Le leadership palestinien est quant à lui très affaibli par l’échec de la réconciliation entre le Hamas, dirigeant la bande de Gaza et inscrit sur la liste des organisations terroristes par les Etats-Unis et l’Union européenne, et le Fatah contrôlant l’Autorité palestinienne, malgré l’entremise égyptienne. Par ailleurs, aucune élection démocratique n’a eu lieu dans la bande de Gaza depuis 2006, ni en Cisjordanie depuis 2009. Ce blocage empêche tout renouvellement de la classe politique palestinienne qui permettrait l’émergence d’un leadership fort et plus à même de négocier avec la partie israélienne.

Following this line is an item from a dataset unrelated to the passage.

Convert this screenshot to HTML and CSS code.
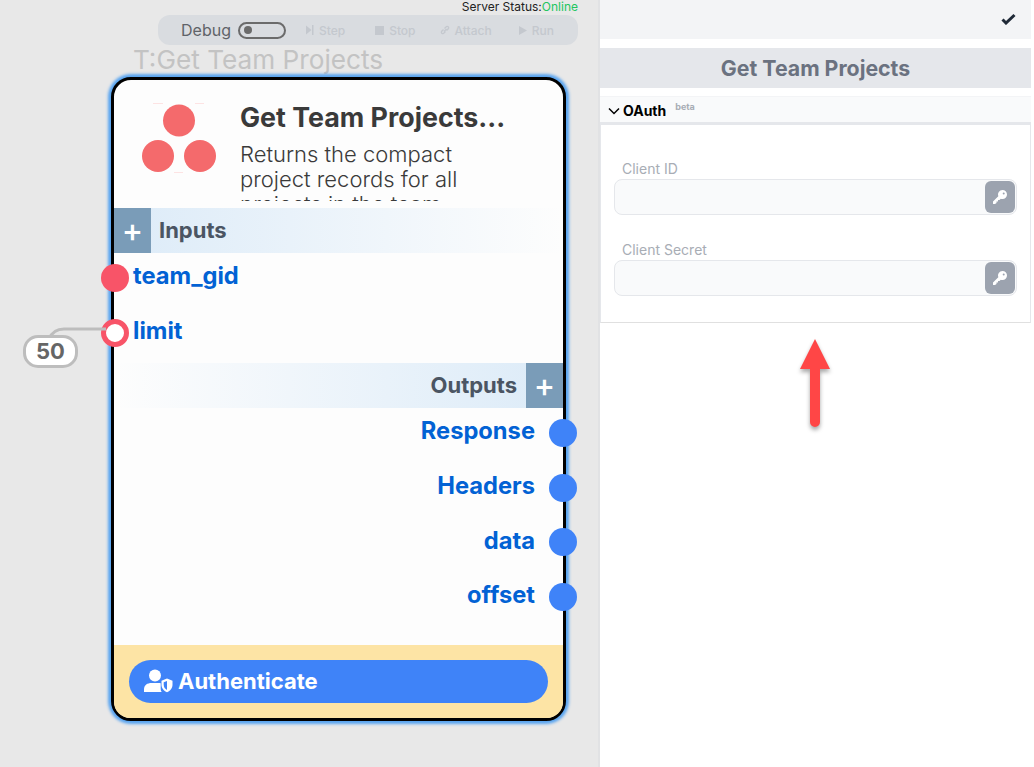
FILE: index.html
```html
<!DOCTYPE html>
<html lang="en">
<head>
    <meta charset="UTF-8">
    <title>Get Team Projects</title>
    <link rel="stylesheet" href="styles.css">
</head>
<body>
    <div class="canvas">
        <div class="status">Server Status:<span class="online">Online</span></div>
        <div class="toolbar">
            <span class="debug-label">Debug</span>
            <span class="toggle"><span class="toggle-dot"></span></span>
            <span class="tool tool-step">
                <svg width="10" height="12" viewBox="0 0 10 12"><path d="M1 1.500 6.500 6 1 10.500zM7 1h1.500v10H7z" fill="#c4c8ce"/></svg>Step
            </span>
            <span class="tool tool-stop">
                <svg width="11" height="11" viewBox="0 0 11 11"><rect x="1" y="1" width="9" height="9" fill="#c4c8ce"/></svg>Stop
            </span>
            <span class="tool tool-attach">
                <svg width="12" height="12" viewBox="0 0 12 12" fill="none" stroke="#c4c8ce" stroke-width="1.300"><path d="M5 7.500 7.500 5M4.500 5.500 2.500 7.500a1.500 1.500 0 0 0 2 2l2-2M5.500 4.500l2-2a1.500 1.500 0 0 1 2 2l-2 2"/></svg>Attach
            </span>
            <span class="tool tool-run">
                <svg width="10" height="11" viewBox="0 0 10 11"><path d="M1 1l8 4.500-8 4.500z" fill="#c4c8ce"/></svg>Run
            </span>
        </div>
        <div class="node-name">T:Get Team Projects</div>

        <div class="node">
            <div class="node-head">
                <svg class="logo" width="76" height="70" viewBox="0 0 76 70">
                    <circle cx="38" cy="17.500" r="16" fill="#f46a6c"/>
                    <circle cx="17" cy="53" r="16" fill="#f46a6c"/>
                    <circle cx="59" cy="53" r="16" fill="#f46a6c"/>
                    <path d="M12 0h10v1H12zM54 0h9v1h-9zM33 69h9v1h-9z" fill="#fde3e3"/>
                </svg>
                <div class="head-text">
                    <div class="head-title">Get Team Projects...</div>
                    <div class="head-desc">Returns the compact project records for all projects in the team.</div>
                </div>
            </div>

            <div class="bar bar-in">
                <span class="plus">+</span>
                <span class="bar-label">Inputs</span>
            </div>
            <div class="pins pins-in">
                <div class="pin-row"><span class="pin pin-red"></span>team_gid</div>
                <div class="pin-row"><span class="pin pin-ring"></span>limit</div>
            </div>

            <div class="bar bar-out">
                <span class="bar-label">Outputs</span>
                <span class="plus">+</span>
            </div>
            <div class="pins pins-out">
                <div class="pin-row">Response<span class="pin pin-blue"></span></div>
                <div class="pin-row">Headers<span class="pin pin-blue"></span></div>
                <div class="pin-row">data<span class="pin pin-blue"></span></div>
                <div class="pin-row">offset<span class="pin pin-blue"></span></div>
            </div>

            <div class="node-foot">
                <div class="auth-btn">
                    <svg width="29" height="24" viewBox="0 0 29 24" fill="#fff">
                        <circle cx="11" cy="6.500" r="6"/>
                        <path d="M0 23v-2.500C0 16 3.500 14 7.500 14h7c.8 0 1.500.1 2.200.3V20c0 1.200.4 2.200 1 3z"/>
                        <path d="M23 9.500l5.500 2.200v4c0 3.500-2.300 6.200-5.500 7.500-3.200-1.300-5.500-4-5.500-7.500v-4z"/>
                        <path d="M23 12v9c-1.900-1-3.300-3-3.300-5.300v-2.400z" fill="#3f83f8"/>
                    </svg>
                    Authenticate
                </div>
            </div>
        </div>

        <svg class="wire" width="60" height="14" viewBox="0 0 60 14" fill="none">
            <path d="M3 13c3-7 8-10 15-10h42" stroke="#bdbdbd" stroke-width="3"/>
        </svg>
        <div class="literal">50</div>
    </div>

    <div class="panel">
        <div class="panel-top">
            <svg width="15" height="12" viewBox="0 0 15 12"><path d="M1.500 6.500 5 10 13.500 2" fill="none" stroke="#1f2937" stroke-width="3"/></svg>
        </div>
        <div class="panel-title">Get Team Projects</div>
        <div class="section-head">
            <svg width="12" height="8" viewBox="0 0 12 8"><path d="M1 1.500 6 6.500l5-5" fill="none" stroke="#000" stroke-width="1.500"/></svg>
            <span class="section-name">OAuth</span>
            <span class="beta">beta</span>
        </div>
        <div class="section-body">
            <div class="field">
                <label class="field-label">Client ID</label>
                <div class="field-input">
                    <span class="key-btn">
                        <svg width="16" height="16" viewBox="0 0 16 16" fill="#fff"><path d="M10.500 1a4.500 4.500 0 0 1 0 9c-.6 0-1.200-.1-1.700-.3L7.500 11H6v1.500H4.500V14L3 15H1v-2.500l5.300-5.300A4.500 4.500 0 0 1 10.500 1zm1.200 2.400a1 1 0 1 0 0 2 1 1 0 0 0 0-2z" fill-rule="evenodd"/></svg>
                    </span>
                </div>
            </div>
            <div class="field">
                <label class="field-label">Client Secret</label>
                <div class="field-input">
                    <span class="key-btn">
                        <svg width="16" height="16" viewBox="0 0 16 16" fill="#fff"><path d="M10.500 1a4.500 4.500 0 0 1 0 9c-.6 0-1.200-.1-1.700-.3L7.500 11H6v1.500H4.500V14L3 15H1v-2.500l5.300-5.300A4.500 4.500 0 0 1 10.500 1zm1.200 2.400a1 1 0 1 0 0 2 1 1 0 0 0 0-2z" fill-rule="evenodd"/></svg>
                    </span>
                </div>
            </div>
        </div>
        <svg class="arrow" width="44" height="100" viewBox="0 0 44 100">
            <path d="M22 2 37 32H27V85a5 5 0 0 1-10 0V32H7z" fill="#ff4646"/>
        </svg>
    </div>
</body>
</html>
```

FILE: styles.css
```css
* {
    box-sizing: border-box;
}

body {
    margin: 0;
    height: 767px;
    display: flex;
    overflow: hidden;
    background-color: #fff;
    font-family: Inter, "Liberation Sans", sans-serif;
}

/* left side, the graph */
.canvas {
    position: relative;
    width: 598px;
    flex-shrink: 0;
    background-color: #e8e8e8;
}

.status {
    height: 15px;
    padding-right: 20px;
    text-align: right;
    font-size: 12px;
    line-height: 14px;
    color: #222;
}

.online {
    color: #22c55e;
}

.toolbar {
    display: flex;
    align-items: center;
    height: 30px;
    width: 420px;
    margin-left: 158px;
    padding-left: 23px;
    background-color: #d9dce0;
    border-radius: 12px;
}

.debug-label {
    font-size: 16px;
    color: #5f6368;
}

.toggle {
    display: flex;
    align-items: center;
    width: 48px;
    height: 17px;
    margin-left: 7px;
    padding-left: 4px;
    border: 2px solid #6b6b6b;
    border-radius: 9px;
}

.toggle-dot {
    width: 8px;
    height: 8px;
    border-radius: 50%;
    background-color: #6b6b6b;
}

.tool {
    display: flex;
    align-items: center;
    gap: 4px;
    font-size: 12px;
    font-weight: 500;
    color: #c4c8ce;
}

.tool-step {
    margin-left: 19px;
}

.tool-stop {
    margin-left: 29px;
}

.tool-attach {
    margin-left: 23px;
}

.tool-run {
    margin-left: 26px;
}

.node-name {
    height: 32px;
    margin-left: 133px;
    font-size: 26.200px;
    line-height: 30px;
    color: #c3c3c3;
}

.node {
    display: flex;
    flex-direction: column;
    position: relative;
    width: 455px;
    height: 644px;
    margin-left: 111px;
    background-color: #fdfdfd;
    border: 3px solid #000;
    border-radius: 20px;
    box-shadow: 0 0 3px 3px #58a4f0;
}

.node-head {
    display: flex;
    height: 128px;
    overflow: hidden;
    border-radius: 16px 16px 0 0;
}

.logo {
    flex-shrink: 0;
    margin: 23px 0 0 27px;
}

.head-text {
    width: 300px;
    margin-left: 23px;
    padding-top: 21px;
}

.head-title {
    font-size: 26.800px;
    font-weight: 700;
    line-height: 32px;
    color: #3a3a3a;
    white-space: nowrap;
}

.head-desc {
    width: 240px;
    height: 59px;
    margin-top: 9px;
    overflow: hidden;
    font-size: 22px;
    font-weight: 300;
    line-height: 25px;
    color: #3a3a3a;
}

.bar {
    display: flex;
    align-items: center;
    flex-shrink: 0;
    height: 45px;
}

.bar-in {
    background: linear-gradient(to right, #dcebf8, #fdfdfd);
}

.bar-out {
    justify-content: flex-end;
    background: linear-gradient(to left, #dcebf8, #fdfdfd);
}

.plus {
    display: flex;
    align-items: center;
    justify-content: center;
    width: 37px;
    height: 45px;
    background-color: #7a9cb8;
    font-size: 32px;
    font-weight: 500;
    color: #fff;
}

.bar-label {
    margin: -2px 9px 0 8px;
    font-size: 22px;
    font-weight: 700;
    color: #4b5563;
}

.pins {
    display: flex;
    flex-direction: column;
}

.pins-in {
    height: 110px;
}

.pins-out {
    height: 237px;
}

.pin-row {
    position: relative;
    height: 54.700px;
    padding: 8px 28px 0 19px;
    font-size: 23.700px;
    font-weight: 700;
    line-height: 30px;
    color: #0262d4;
}

.pins-out .pin-row {
    padding-top: 8.400px;
    text-align: right;
}

.pin {
    position: absolute;
    width: 28px;
    height: 28px;
    border-radius: 50%;
}

.pin-red,
.pin-ring {
    left: -13px;
    top: 11px;
}

.pin-red {
    background-color: #f85468;
}

.pin-ring {
    background-color: #fff;
    border: 5px solid #f85468;
}

.pin-blue {
    right: -14px;
    top: 11px;
    background-color: #3f83f8;
}

.node-foot {
    display: flex;
    flex: 1;
    padding: 15px;
    background-color: #fde4a5;
    border-radius: 0 0 16px 16px;
}

.auth-btn {
    display: flex;
    align-items: center;
    gap: 5px;
    width: 419px;
    height: 43px;
    padding: 0 0 1px 15px;
    background-color: #3f83f8;
    border-radius: 22px;
    font-size: 22px;
    font-weight: 700;
    color: #fff;
}

.literal {
    position: absolute;
    left: 23px;
    top: 335px;
    width: 55px;
    height: 33px;
    background-color: #fff;
    border: 3px solid #bdbdbd;
    border-radius: 15px;
    text-align: center;
    font-size: 22px;
    font-weight: 700;
    line-height: 27px;
    color: #666;
}

.wire {
    position: absolute;
    left: 46px;
    top: 326px;
}

/* right side, the properties panel */
.panel {
    position: relative;
    width: 433px;
    height: 767px;
    flex-shrink: 0;
    border-left: 2px solid #e1e2e4;
}

.panel-top {
    display: flex;
    justify-content: flex-end;
    align-items: center;
    height: 39px;
    padding: 0 15px 1px 0;
    background-color: #f3f4f6;
}

.panel-title {
    height: 40px;
    margin-top: 9px;
    background-color: #e5e7eb;
    text-align: center;
    font-size: 21.300px;
    font-weight: 700;
    line-height: 41px;
    color: #6b7280;
}

.section-head {
    display: flex;
    align-items: center;
    height: 29px;
    margin-top: 8px;
    padding: 2px 0 0 8px;
    background-color: #f9fafb;
    border-top: 1px solid #f3f4f6;
    border-bottom: 3px solid #e5e7eb;
}

.section-name {
    margin-left: 3px;
    font-size: 14px;
    font-weight: 700;
    color: #000;
}

.beta {
    margin: -8px 0 0 9px;
    font-size: 9px;
    font-weight: 700;
    color: #a8adb5;
}

.section-body {
    height: 198px;
    padding: 34px 13px 0 13px;
    background-color: #fff;
    border-left: 1px solid #e5e7eb;
    border-right: 1px solid #e5e7eb;
    border-bottom: 1px solid #e0e0e0;
}

.field {
    margin-bottom: 25px;
}

.field-label {
    display: block;
    height: 20px;
    padding-left: 8px;
    font-size: 14px;
    line-height: 20px;
    color: #a8adb5;
}

.field-input {
    display: flex;
    justify-content: flex-end;
    align-items: center;
    height: 36px;
    padding-right: 1px;
    background-color: #f9fafb;
    border: 1px solid #e5e7eb;
    border-radius: 8px;
}

.key-btn {
    display: flex;
    align-items: center;
    justify-content: center;
    width: 30px;
    height: 32px;
    background-color: #9ca3af;
    border-radius: 6px;
}

.arrow {
    position: absolute;
    left: 193px;
    top: 337px;
    filter: drop-shadow(0 3px 2px rgba(0, 0, 0, 0.35));
}
```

A ces divisions internes s’ajoute un jeu régional défavorable aux Palestiniens et dont l’agenda n’affiche plus l’aboutissement du processus de paix comme une priorité. Les pays arabes, traditionnellement premiers soutiens de la cause palestinienne, s’en désolidarisent progressivement sous l’effet d’une profonde reconfiguration des équilibres géopolitiques de la région autour de la menace iranienne. Israël, l’Arabie Saoudite, les Etats-Unis ainsi que les Emirats Arabes Unis et l’Egypte ont en effet un intérêt commun à “contenir” l’influence grandissante de Téhéran.
Dans ce contexte, quel leadership français sur la question israélo-palestinienne ?
La position de la France sur le sujet est claire et a été réaffirmée par le Président Emmanuel Macron en réaction à ce nouvel épisode de violence au Proche-Orient : la France est en faveur d’une solution à deux Etats vivant côte à côte en paix et en sécurité, avec Jérusalem comme capitale et dans le respect prioritaire du droit international.
En mettant à mal le statut historique de médiateur des Etats-Unis, cette nouvelle crise ouvre une fenêtre d’opportunité pour la diplomatie française de faire entendre sa voix, mais aussi celle de l’Europe. La France doit endosser un rôle moteur pour encourager la définition urgente d’une position européenne unique, alors que certains pays de l’Europe de l’Est se sont abstenus de condamner la décision du président américain durant un vote à l’ONU en décembre dernier et seraient prêts à reconnaître Jérusalem comme capitale d’Israël. Un noyau de pays, engagés dans la mise en œuvre d’une diplomatie européenne, pourrait également porter la réalisation concrète d’actions communes réunissant les deux parties, y compris les sociétés civiles. Cette intermédiation pourrait s’avérer déterminante pour renouer le dialogue et faire aboutir le processus de paix. Il s’agirait en outre d’un succès diplomatique à même de rendre audible une Europe de la diplomatie unie sur la scène internationale.